Palantir can automatically determine the terminal states as well. In this dataset, we know the terminal states and we will set them using the terminal_states parameter
Here, we used ov.single.TrajInfer
to construct a Trajectory Inference object.
Traj=ov.single.TrajInfer(adata,basis='X_umap',groupby='clusters',
use_rep='scaled|original|X_pca',n_comps=50)
Traj.set_origin_cells('nIPC')
Traj.set_terminal_cells(["Granule mature","OL","Astrocytes"])
Traj.inference(method='palantir',num_waypoints=500)

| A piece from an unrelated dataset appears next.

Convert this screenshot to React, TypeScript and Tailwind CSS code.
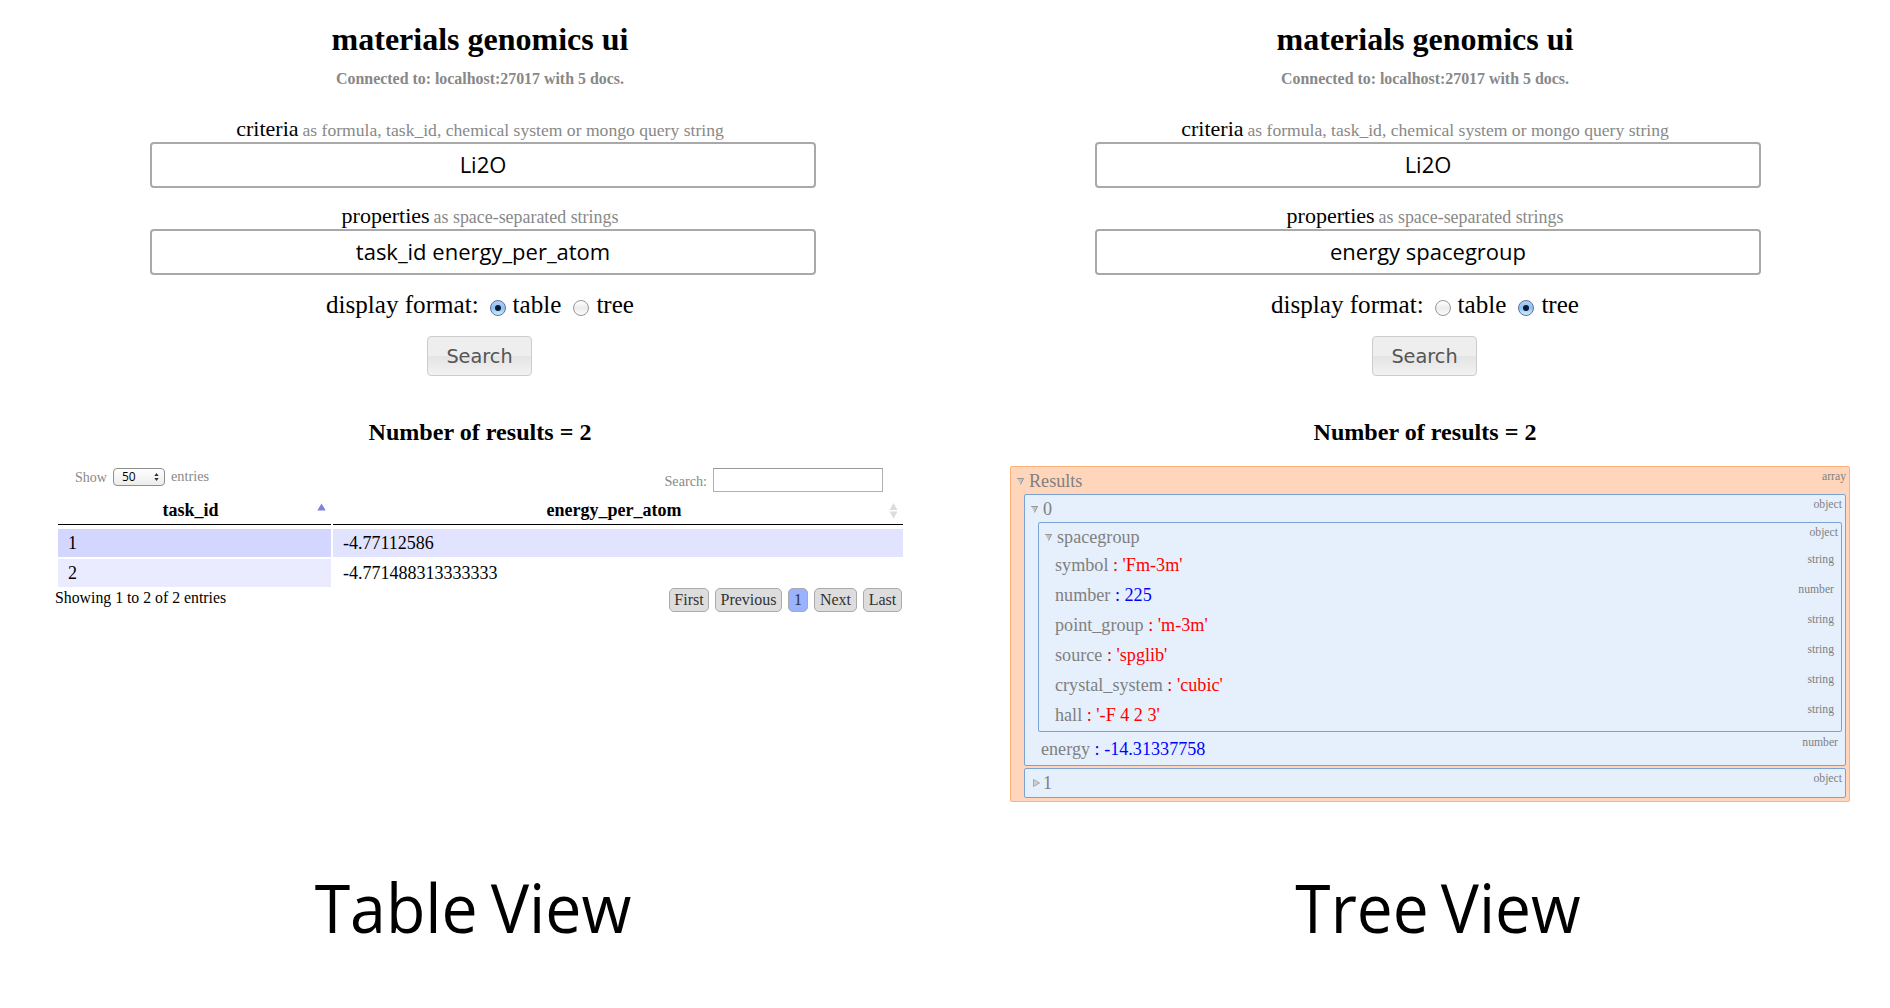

Palantir results can be visualized on the tSNE or UMAP using the plot_palantir_results function
Once the cells are selected, it's often helpful to visualize the selection on the pseudotime trajectory to ensure we've isolated the correct cells for our specific trend. We can do this using the plot_branch_selection function:
ov.palantir.plot.plot_trajectory(adata, "Granule mature",
cell_color="palantir_entropy",
n_arrows=10,
color="red",
scanpy_kwargs=dict(cmap="RdBu_r"),
)
Palantir uses Mellon Function Estimator to determine the gene expression trends along different lineages. The marker trends can be determined using the following snippet. This computes the trends for all lineages. A subset of lineages can be used using the lineages parameter.
gene_trends = Traj.palantir_cal_gene_trends(
layers="MAGIC_imputed_data",
)
Granule mature [2024-05-09 00:28:06,193] [INFO ] Using covariance function Matern52(ls=1.0). Astrocytes [2024-05-09 00:28:07,603] [INFO ] Using covariance function Matern52(ls=1.0). OL [2024-05-09 00:28:08,414] [INFO ] Using covariance function Matern52(ls=1.0).
We can also use paga to visualize the cell stages
ov.utils.cal_paga(adata,use_time_prior='palantir_pseudotime',vkey='paga',
groups='clusters')
running PAGA using priors: ['palantir_pseudotime'] finished added 'paga/connectivities', connectivities adjacency (adata.uns) 'paga/connectivities_tree', connectivities subtree (adata.uns) 'paga/transitions_confidence', velocity transitions (adata.uns)
ov.utils.plot_paga(adata,basis='umap', size=50, alpha=.1,title='PAGA LTNN-graph',
min_edge_width=2, node_size_scale=1.5,show=False,legend_loc=False)